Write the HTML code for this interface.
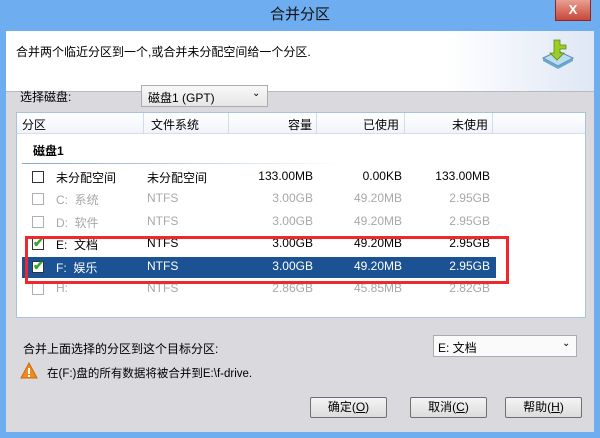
<!DOCTYPE html><html><head><meta charset="utf-8"><style>
*{margin:0;padding:0;box-sizing:border-box}
body{width:600px;height:438px;background:#6eaef0;font-family:"Liberation Sans","Noto Sans CJK SC",sans-serif;font-size:12px;color:#000;position:relative;overflow:hidden}
.a{position:absolute}
.title{left:0;top:0;width:600px;height:30px;text-align:center;line-height:30px;font-size:15px;color:#111}
.close{left:555px;top:0;width:36px;height:21px;background:linear-gradient(#e8a090,#c9463a);border:1px solid #8a2a20;border-top:none;color:#fff;font-weight:bold;text-align:center;line-height:20px;font-size:13px}
.client{left:6px;top:31px;width:588px;height:401px;background:#d9d9de}
.hdr{left:6px;top:31px;width:588px;height:61px;background:linear-gradient(90deg,#fff 75%,#dfe7f5);border-bottom:1px solid #b8b8c0}
.list{left:16px;top:112px;width:570px;height:206px;background:#fff;border:1px solid #a9c2e0}
.lh{left:17px;top:113px;width:568px;height:21px;background:linear-gradient(#fff,#f0f4fa);border-bottom:1px solid #d5dfec}
.sep{top:113px;width:1px;height:21px;background:#cfdcee}
.r{text-align:right}
.g{color:#a8a8a8}
.cb{width:12px;height:12px;border:1px solid #333;background:#fff}
.cbg{border-color:#b0b0b0}
.btn{width:77px;height:21px;border:1px solid #707070;border-radius:2px;background:linear-gradient(#f4f4f4,#dcdcdc);text-align:center;line-height:19px}
.dd{border:1px solid #acacac;background:linear-gradient(#f8f8f8,#e6e6e6)}
</style></head><body>
<div class="a title">合并分区</div>
<div class="a close">X</div>
<div class="a client"></div>
<div class="a hdr"></div>
<div class="a" style="left:16px;top:43px">合并两个临近分区到一个,或合并未分配空间给一个分区.</div>
<svg class="a" style="left:540px;top:38px" width="36" height="32" viewBox="0 0 36 32"><path d="M3 20 L18 13 L33 20 L18 28 Z" fill="#b9dcf0" stroke="#5a8ab0"/><path d="M3 20 L3 23 L18 31 L33 23 L33 20 L18 28Z" fill="#6aa8d0"/><path d="M14 2 h6 v5 h6 v4 h-6 v4 h4 l-7 7 -7 -7 h4z" fill="#9ccc28" stroke="#5a8a10" stroke-width=".8"/></svg>
<div class="a" style="left:20px;top:90px;line-height:14px">选择磁盘:</div>
<div class="a dd" style="left:141px;top:85px;width:127px;height:22px"><span class="a" style="left:6px;top:3px">磁盘1 (GPT)</span><span class="a" style="left:110px;top:2px;font-size:10px">⌄</span></div>
<div class="a list"></div>
<div class="a lh"></div>
<div class="a sep" style="left:143px"></div><div class="a sep" style="left:228px"></div><div class="a sep" style="left:316px"></div><div class="a sep" style="left:404px"></div><div class="a sep" style="left:492px"></div>
<div class="a" style="left:22px;top:116px">分区</div>
<div class="a" style="left:151px;top:116px">文件系统</div>
<div class="a r" style="left:240px;top:116px;width:72px">容量</div>
<div class="a r" style="left:330px;top:116px;width:69px">已使用</div>
<div class="a r" style="left:420px;top:116px;width:68px">未使用</div>
<div class="a" style="left:33px;top:142px;font-weight:bold">磁盘1</div>
<div class="a" style="left:22px;top:163px;width:320px;height:1px;background:linear-gradient(90deg,#7fa7d0,#fff)"></div>
<div class="a" style="left:22px;top:257px;width:474px;height:21px;background:#1a5294"></div>
<div id="rows"></div>
<div class="a" style="left:25px;top:236px;width:484px;height:48px;border:3px solid #f0282c"></div>
<div class="a" style="left:23px;top:340px">合并上面选择的分区到这个目标分区:</div>
<div class="a dd" style="left:433px;top:335px;width:144px;height:22px;background:#fafafa"><span class="a" style="left:4px;top:3px">E: 文档</span><span class="a" style="left:128px;top:2px;font-size:10px">⌄</span></div>
<svg class="a" style="left:20px;top:362px" width="18" height="17"><path d="M9 1 L17 16 L1 16Z" fill="#f08a1a" stroke="#c86a10"/><rect x="8" y="6" width="2" height="6" fill="#fff"/><rect x="8" y="13" width="2" height="2" fill="#fff"/></svg>
<div class="a" style="left:47px;top:365px;font-size:11.5px">在(F:)盘的所有数据将被合并到E:\f-drive.</div>
<div class="a btn" style="left:310px;top:397px">确定(<u>O</u>)</div>
<div class="a btn" style="left:410px;top:397px">取消(<u>C</u>)</div>
<div class="a btn" style="left:505px;top:397px">帮助(<u>H</u>)</div>
<script>
var d=[["未分配空间","未分配空间","133.00MB","0.00KB","133.00MB",0,0],["C:&nbsp; 系统","NTFS","3.00GB","49.20MB","2.95GB",1,0],["D:&nbsp; 软件","NTFS","3.00GB","49.20MB","2.95GB",1,0],["E:&nbsp; 文档","NTFS","3.00GB","49.20MB","2.95GB",0,1],["F:&nbsp; 娱乐","NTFS","3.00GB","49.20MB","2.95GB",0,2],["H:","NTFS","2.86GB","45.85MB","2.82GB",1,0]];
var h="";d.forEach(function(r,i){var y=169+i*22.4;var c=r[5]?"g":"";var st=r[6]==2?"color:#fff;":"";
h+='<div class="a cb '+(r[5]?'cbg':'')+'" style="left:32px;top:'+(y+2)+'px">'+(r[6]?'<span style="position:absolute;left:0;top:-4px;color:#2aa82a;font-weight:bold;font-size:13px">✔</span>':'')+'</div>';
h+='<div class="a '+c+'" style="'+st+'left:56px;top:'+y+'px">'+r[0]+'</div>';
h+='<div class="a '+c+'" style="'+st+'left:147px;top:'+y+'px">'+r[1]+'</div>';
h+='<div class="a r '+c+'" style="'+st+'left:213px;top:'+y+'px;width:100px">'+r[2]+'</div>';
h+='<div class="a r '+c+'" style="'+st+'left:300px;top:'+y+'px;width:102px">'+r[3]+'</div>';
h+='<div class="a r '+c+'" style="'+st+'left:390px;top:'+y+'px;width:100px">'+r[4]+'</div>';});
document.getElementById("rows").innerHTML=h;
</script>
</body></html>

[Instructions for the task]
Copy the listing over exactly, skipping the pictures it holds.

[Complete output]
Write the HTML code for this interface.
<!DOCTYPE html><html><head><meta charset="utf-8"><style>
*{margin:0;padding:0;box-sizing:border-box}
body{width:600px;height:438px;background:#6eaef0;font-family:"Liberation Sans","Noto Sans CJK SC",sans-serif;font-size:12px;color:#000;position:relative;overflow:hidden}
.a{position:absolute}
.title{left:0;top:0;width:600px;height:30px;text-align:center;line-height:30px;font-size:15px;color:#111}
.close{left:555px;top:0;width:36px;height:21px;background:linear-gradient(#e8a090,#c9463a);border:1px solid #8a2a20;border-top:none;color:#fff;font-weight:bold;text-align:center;line-height:20px;font-size:13px}
.client{left:6px;top:31px;width:588px;height:401px;background:#d9d9de}
.hdr{left:6px;top:31px;width:588px;height:61px;background:linear-gradient(90deg,#fff 75%,#dfe7f5);border-bottom:1px solid #b8b8c0}
.list{left:16px;top:112px;width:570px;height:206px;background:#fff;border:1px solid #a9c2e0}
.lh{left:17px;top:113px;width:568px;height:21px;background:linear-gradient(#fff,#f0f4fa);border-bottom:1px solid #d5dfec}
.sep{top:113px;width:1px;height:21px;background:#cfdcee}
.r{text-align:right}
.g{color:#a8a8a8}
.cb{width:12px;height:12px;border:1px solid #333;background:#fff}
.cbg{border-color:#b0b0b0}
.btn{width:77px;height:21px;border:1px solid #707070;border-radius:2px;background:linear-gradient(#f4f4f4,#dcdcdc);text-align:center;line-height:19px}
.dd{border:1px solid #acacac;background:linear-gradient(#f8f8f8,#e6e6e6)}
</style></head><body>
<div class="a title">合并分区</div>
<div class="a close">X</div>
<div class="a client"></div>
<div class="a hdr"></div>
<div class="a" style="left:16px;top:43px">合并两个临近分区到一个,或合并未分配空间给一个分区.</div>
<svg class="a" style="left:540px;top:38px" width="36" height="32" viewBox="0 0 36 32"><path d="M3 20 L18 13 L33 20 L18 28 Z" fill="#b9dcf0" stroke="#5a8ab0"/><path d="M3 20 L3 23 L18 31 L33 23 L33 20 L18 28Z" fill="#6aa8d0"/><path d="M14 2 h6 v5 h6 v4 h-6 v4 h4 l-7 7 -7 -7 h4z" fill="#9ccc28" stroke="#5a8a10" stroke-width=".8"/></svg>
<div class="a" style="left:20px;top:90px;line-height:14px">选择磁盘:</div>
<div class="a dd" style="left:141px;top:85px;width:127px;height:22px"><span class="a" style="left:6px;top:3px">磁盘1 (GPT)</span><span class="a" style="left:110px;top:2px;font-size:10px">⌄</span></div>
<div class="a list"></div>
<div class="a lh"></div>
<div class="a sep" style="left:143px"></div><div class="a sep" style="left:228px"></div><div class="a sep" style="left:316px"></div><div class="a sep" style="left:404px"></div><div class="a sep" style="left:492px"></div>
<div class="a" style="left:22px;top:116px">分区</div>
<div class="a" style="left:151px;top:116px">文件系统</div>
<div class="a r" style="left:240px;top:116px;width:72px">容量</div>
<div class="a r" style="left:330px;top:116px;width:69px">已使用</div>
<div class="a r" style="left:420px;top:116px;width:68px">未使用</div>
<div class="a" style="left:33px;top:142px;font-weight:bold">磁盘1</div>
<div class="a" style="left:22px;top:163px;width:320px;height:1px;background:linear-gradient(90deg,#7fa7d0,#fff)"></div>
<div class="a" style="left:22px;top:257px;width:474px;height:21px;background:#1a5294"></div>
<div id="rows"></div>
<div class="a" style="left:25px;top:236px;width:484px;height:48px;border:3px solid #f0282c"></div>
<div class="a" style="left:23px;top:340px">合并上面选择的分区到这个目标分区:</div>
<div class="a dd" style="left:433px;top:335px;width:144px;height:22px;background:#fafafa"><span class="a" style="left:4px;top:3px">E: 文档</span><span class="a" style="left:128px;top:2px;font-size:10px">⌄</span></div>
<svg class="a" style="left:20px;top:362px" width="18" height="17"><path d="M9 1 L17 16 L1 16Z" fill="#f08a1a" stroke="#c86a10"/><rect x="8" y="6" width="2" height="6" fill="#fff"/><rect x="8" y="13" width="2" height="2" fill="#fff"/></svg>
<div class="a" style="left:47px;top:365px;font-size:11.5px">在(F:)盘的所有数据将被合并到E:\f-drive.</div>
<div class="a btn" style="left:310px;top:397px">确定(<u>O</u>)</div>
<div class="a btn" style="left:410px;top:397px">取消(<u>C</u>)</div>
<div class="a btn" style="left:505px;top:397px">帮助(<u>H</u>)</div>
<script>
var d=[["未分配空间","未分配空间","133.00MB","0.00KB","133.00MB",0,0],["C:&nbsp; 系统","NTFS","3.00GB","49.20MB","2.95GB",1,0],["D:&nbsp; 软件","NTFS","3.00GB","49.20MB","2.95GB",1,0],["E:&nbsp; 文档","NTFS","3.00GB","49.20MB","2.95GB",0,1],["F:&nbsp; 娱乐","NTFS","3.00GB","49.20MB","2.95GB",0,2],["H:","NTFS","2.86GB","45.85MB","2.82GB",1,0]];
var h="";d.forEach(function(r,i){var y=169+i*22.4;var c=r[5]?"g":"";var st=r[6]==2?"color:#fff;":"";
h+='<div class="a cb '+(r[5]?'cbg':'')+'" style="left:32px;top:'+(y+2)+'px">'+(r[6]?'<span style="position:absolute;left:0;top:-4px;color:#2aa82a;font-weight:bold;font-size:13px">✔</span>':'')+'</div>';
h+='<div class="a '+c+'" style="'+st+'left:56px;top:'+y+'px">'+r[0]+'</div>';
h+='<div class="a '+c+'" style="'+st+'left:147px;top:'+y+'px">'+r[1]+'</div>';
h+='<div class="a r '+c+'" style="'+st+'left:213px;top:'+y+'px;width:100px">'+r[2]+'</div>';
h+='<div class="a r '+c+'" style="'+st+'left:300px;top:'+y+'px;width:102px">'+r[3]+'</div>';
h+='<div class="a r '+c+'" style="'+st+'left:390px;top:'+y+'px;width:100px">'+r[4]+'</div>';});
document.getElementById("rows").innerHTML=h;
</script>
</body></html>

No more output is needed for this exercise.